Today was the first real and generally stress free day out that Sarah and I have been able to take in a few weeks. The impetus behind it was partially to price iPods and related technology. I have long used my now aging CD/mp3C-CD player for such needs, but for reasons not hard to guess, it is not a perfect solution. It requires me to burn a number of disks. Either I have to make it mix-tape style, with 70 or so minutes of music/audio, or I have to burn it mp3 style, which gives me a bit more at the trade-off of using a somewhat problematic sorting system. And with audiobooks and radioplays it can be even worse. Some, like Big Finish's works, are meant to be heard a CD at the time, and so are kind of easy to met out and burn to a disk or two. Others, like the stuff I get from Audible, are not so easily handled. There are ways to tell it to burn only 70 minutes or so at a time, but then you have to deal with little gaps and stopping in the middle of sentences. Most of them have chapter/sections, but depending on the break it can be kind of a large chunk. And, as far as I can tell, iTunes chooses to burn the whole thing as one long track, meaning anything that causes me to lose my place (batteries going dead, having to jump back and forth between disks) means I have to fastfoward manually to where I was. An iPod will fix most of these issues, but of course there are now a half dozen flavors to choose from. Like, do I want a Nano? No, not really. My fingers are too big to use it properly and it stores relatively little amounts of data. The Shuffle is right out. The Touch is nice, but to get a fair amount of data storage, it gets kind of expensive and I'm not really sure I need the temptation to play games and read tiny little ebook screens. The iPad is really nice, but expensive and I doubt I would want to get the data plan, too, which would deprive it of half it's purpose. In the end, I'm leaning toward the old brick of an iPod Classic, which now stores something like 160 gigs, which means I could put all of the music on my Mac, most of my Doctor Who audios, and all of my favorite podcasts on there and have a many hours on the go device. I like this solution, though I'd be missing out on the obvious joy of having one of the more sophisticated devices.

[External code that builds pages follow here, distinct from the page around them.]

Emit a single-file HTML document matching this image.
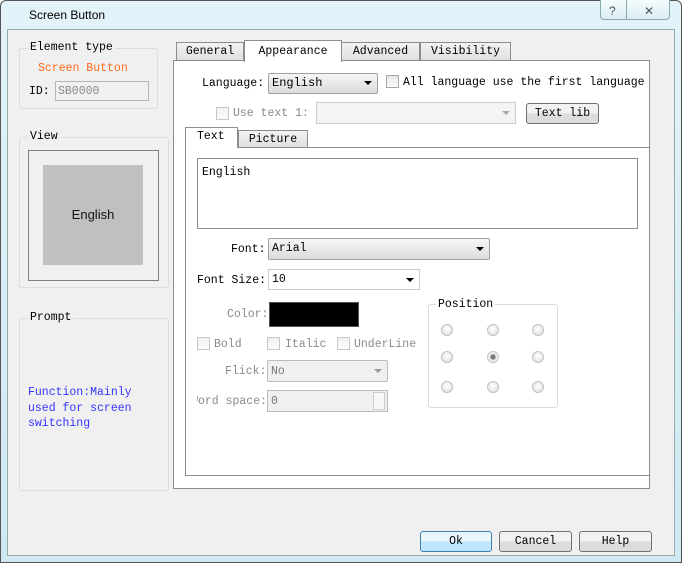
<!DOCTYPE html><html><head><style>
*{box-sizing:border-box;margin:0;padding:0}
body{width:682px;height:563px;position:relative;overflow:hidden;background:#fff;font-family:"Liberation Mono","Noto Sans CJK SC",monospace;font-size:11.5px;color:#000}
.a{position:absolute}
.t{position:absolute;white-space:nowrap;line-height:14px;margin-top:1px}
.g{color:#8a8a8a}
.grp{position:absolute;border:1px solid #d8dde2;border-radius:3px}
.grp>span{position:absolute;top:-8px;left:8px;background:#f0f0f0;padding:0 2px;line-height:14px}
.cb{position:absolute;width:13px;height:13px;border:1px solid #a5a5a5;background:linear-gradient(#e8e8e8,#fafafa)}
.combo{position:absolute;border:1px solid #a0a0a0;border-radius:2px;background:linear-gradient(#f6f6f6,#dcdcdc);padding-left:3px;line-height:19px}
.arr{position:absolute;right:5px;top:7px;width:0;height:0;border-left:4px solid transparent;border-right:4px solid transparent;border-top:4px solid #000}
.btn{position:absolute;border:1px solid #707070;border-radius:3px;background:linear-gradient(#f2f2f2 50%,#dcdcdc 50%);text-align:center;line-height:20px}
.rad{position:absolute;width:12px;height:12px;border-radius:50%;border:1px solid #c0c0c0;background:radial-gradient(circle at 50% 40%,#fff,#ddd)}
.tab{position:absolute;border:1px solid #8d8d8d;border-bottom:none;background:linear-gradient(#f3f3f3,#dedede);text-align:center;line-height:18px}
</style></head><body>
<div class="a" style="left:0;top:0;width:682px;height:563px;border:1px solid #555;border-radius:6px 6px 0 0;background:linear-gradient(#e2f3f9,#cfe8f2)"></div>
<div class="t" style="left:29px;top:7px;font-family:'Liberation Sans',sans-serif;font-size:12px">Screen Button</div>
<div class="a" style="left:600px;top:0;width:70px;height:20px;border:1px solid #8aa;border-top:none;border-radius:0 0 4px 4px;background:linear-gradient(#f4fbfd,#dbeef5)"></div>
<div class="a" style="left:626px;top:0;width:1px;height:20px;background:#8aa"></div>
<div class="t" style="left:609px;top:3px;font-family:'Liberation Sans',sans-serif;font-size:12px;color:#555">?</div>
<div class="t" style="left:644px;top:3px;font-family:'Liberation Sans',sans-serif;font-size:12px;color:#555">✕</div>
<div class="a" style="left:7px;top:29px;width:668px;height:527px;background:#f0f0f0;border:1px solid #9aa"></div>

<div class="grp" style="left:19px;top:48px;width:139px;height:61px"><span>Element type</span></div>
<div class="t" style="left:38px;top:61px;color:#ff6a1a">Screen Button</div>
<div class="t" style="left:29px;top:84px">ID:</div>
<div class="a" style="left:55px;top:81px;width:94px;height:20px;border:1px solid #b5b5b5;background:#f0f0f0"></div>
<div class="t g" style="left:58px;top:84px">SB0000</div>

<div class="grp" style="left:19px;top:137px;width:150px;height:151px"><span>View</span></div>
<div class="a" style="left:28px;top:150px;width:131px;height:131px;border:1px solid #808080"></div>
<div class="a" style="left:43px;top:165px;width:100px;height:100px;background:#c0c0c0;font-family:'Liberation Sans',sans-serif;font-size:13px;line-height:100px;text-align:center;color:#111">English</div>

<div class="grp" style="left:19px;top:318px;width:150px;height:173px"><span>Prompt</span></div>
<div class="t" style="left:28px;top:384px;color:#3434ff;line-height:15.5px">Function:Mainly<br>used for screen<br>switching</div>

<div class="tab" style="left:176px;top:42px;width:68px;height:19px">General</div>
<div class="tab" style="left:341px;top:42px;width:79px;height:19px">Advanced</div>
<div class="tab" style="left:420px;top:42px;width:91px;height:19px">Visibility</div>
<div class="a" style="left:173px;top:60px;width:477px;height:429px;border:1px solid #8d8d8d;background:#fff"></div>
<div class="a" style="left:244px;top:40px;width:98px;height:22px;border:1px solid #8d8d8d;border-bottom:none;background:#fff;text-align:center;line-height:21px">Appearance</div>

<div class="t" style="left:202px;top:76px">Language:</div>
<div class="combo" style="left:268px;top:73px;width:110px;height:21px;font-size:12px">English<div class="arr"></div></div>
<div class="cb" style="left:386px;top:75px"></div>
<div class="t" style="left:403px;top:75px">All language use the first language</div>

<div class="cb" style="left:216px;top:107px;opacity:.6"></div>
<div class="t g" style="left:233px;top:106px">Use text 1:</div>
<div class="a" style="left:316px;top:102px;width:200px;height:22px;border:1px solid #ccc;background:#f4f4f4"><div class="arr" style="border-top-color:#aaa;top:8px"></div></div>
<div class="btn" style="left:526px;top:103px;width:73px;height:21px">Text lib</div>

<div class="a" style="left:238px;top:130px;width:70px;height:18px;border:1px solid #8d8d8d;border-bottom:none;background:linear-gradient(#f3f3f3,#dedede);text-align:center;line-height:17px">Picture</div>
<div class="a" style="left:185px;top:147px;width:464px;height:329px;border-left:1px solid #8d8d8d;border-top:1px solid #8d8d8d;border-bottom:1px solid #8d8d8d"></div>
<div class="a" style="left:185px;top:127px;width:53px;height:21px;border:1px solid #8d8d8d;border-bottom:none;background:#fff;line-height:18px;padding-left:11px">Text</div>
<div class="a" style="left:197px;top:158px;width:441px;height:71px;border:1px solid #8d8d8d"></div>
<div class="t" style="left:202px;top:165px">English</div>

<div class="t" style="left:231px;top:242px">Font:</div>
<div class="combo" style="left:268px;top:238px;width:222px;height:22px">Arial<div class="arr" style="top:8px"></div></div>
<div class="t" style="left:197px;top:273px">Font Size:</div>
<div class="a" style="left:268px;top:269px;width:152px;height:21px;border:1px solid #ccc;background:#fff;padding-left:3px;line-height:20px">10<div class="arr" style="top:8px"></div></div>

<div class="t g" style="left:227px;top:307px">Color:</div>
<div class="a" style="left:269px;top:302px;width:90px;height:25px;background:#000;border:1px solid #555"></div>

<div class="cb" style="left:197px;top:337px;opacity:.6"></div><div class="t g" style="left:214px;top:337px">Bold</div>
<div class="cb" style="left:267px;top:337px;opacity:.6"></div><div class="t g" style="left:285px;top:337px">Italic</div>
<div class="cb" style="left:337px;top:337px;opacity:.6"></div><div class="t g" style="left:354px;top:337px">UnderLine</div>

<div class="t g" style="left:225px;top:364px">Flick:</div>
<div class="a" style="left:267px;top:360px;width:121px;height:22px;border:1px solid #bbb;border-radius:2px;background:#f0f0f0;padding-left:3px;line-height:21px;color:#777">No<div class="arr" style="border-top-color:#999;top:8px"></div></div>
<div class="a g" style="left:197px;top:395px;width:70px;height:16px;overflow:hidden"><div class="t" style="right:0;top:0;margin:0">Word space:</div></div>
<div class="a" style="left:267px;top:390px;width:121px;height:22px;border:1px solid #bbb;background:#f0f0f0;padding-left:3px;line-height:21px;color:#777">0<div class="a" style="right:2px;top:1px;width:12px;height:18px;border:1px solid #ccc;background:#f8f8f8"></div></div>

<div class="a" style="left:428px;top:304px;width:130px;height:104px;border:1px solid #d4dce4;border-radius:3px"></div>
<div class="t" style="left:436px;top:297px;background:#fff;padding:0 2px">Position</div>
<div class="rad" style="left:441px;top:324px"></div><div class="rad" style="left:487px;top:324px"></div><div class="rad" style="left:532px;top:324px"></div>
<div class="rad" style="left:441px;top:351px"></div><div class="rad" style="left:487px;top:351px;background:radial-gradient(circle,#777 2px,#ddd 3px,#fff 5px)"></div><div class="rad" style="left:532px;top:351px"></div>
<div class="rad" style="left:441px;top:381px"></div><div class="rad" style="left:487px;top:381px"></div><div class="rad" style="left:532px;top:381px"></div>

<div class="btn" style="left:420px;top:531px;width:72px;height:21px;border-color:#3c7fb1;background:linear-gradient(#eaf6fd 50%,#bee6fd 50%)">Ok</div>
<div class="btn" style="left:499px;top:531px;width:73px;height:21px">Cancel</div>
<div class="btn" style="left:579px;top:531px;width:73px;height:21px">Help</div>
</body></html>
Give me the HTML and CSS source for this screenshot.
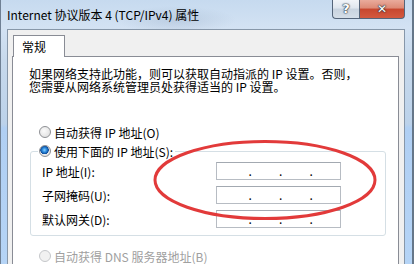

While out, also got to try P.F. Chang's for the first time (the one in Bridge Street). It was nice. Very busy for a late Saturday afternoon. The lettuce wraps were alright. The hot and sour soup was kind of a let down (especially since a small bowl of it costs double what any other restaurant in town would charge), but the kung pao chicken and they spinach and garlic stir-fry were both excellent and I would recommend them. Our waiter looked a lot like Kurt from Glee, and if you know the show and eat there, you might know who I am talking about. The rest of the day (we were out like six hours) was mostly shopping here or there, getting stuff like the Trigun box-set, walking around, and such. Sarah did get to go into Joann's, which is a new craft store over by Earth Fare. We picked her up a storage kit for her bellydancing supplies, and a book on how to crochet cute creepy things. Both were on a good sale. The place wasn't that busy when we went in, but it seems nice enough. While in the area, we picked up some stuff at Earth Fare, too, including these green tea caramels that sound like they should be awesome, and do taste ok, but leave a horrid aftertaste when you burp afterward. If you do eat them, try and not burp for the next couple of days just to be safe.

And that mostly catches everything up. Plans for the next week or two are to finally sit down and get a couple of minor but needed changes to my website worked out, to get a few early assignments out of the way, and to possibly try and sit myself down to write a few short stories that have been on my mind. I have also gotten into a weird place as far as stuff like reading or even watching movies goes, where I get too easily distracted. Partially because of the stress of mid January (and having my usual place for such activities uprooted) and probably just...I don't know...not quite being in the mood. With that in mind, it is also my intention to start focusing on fixing that and getting back into a few more long-term hobbies and getting my concentration back to where it was not all that long ago (December, for goodness sakes).

Well, I guess that's it. Good night and good luck.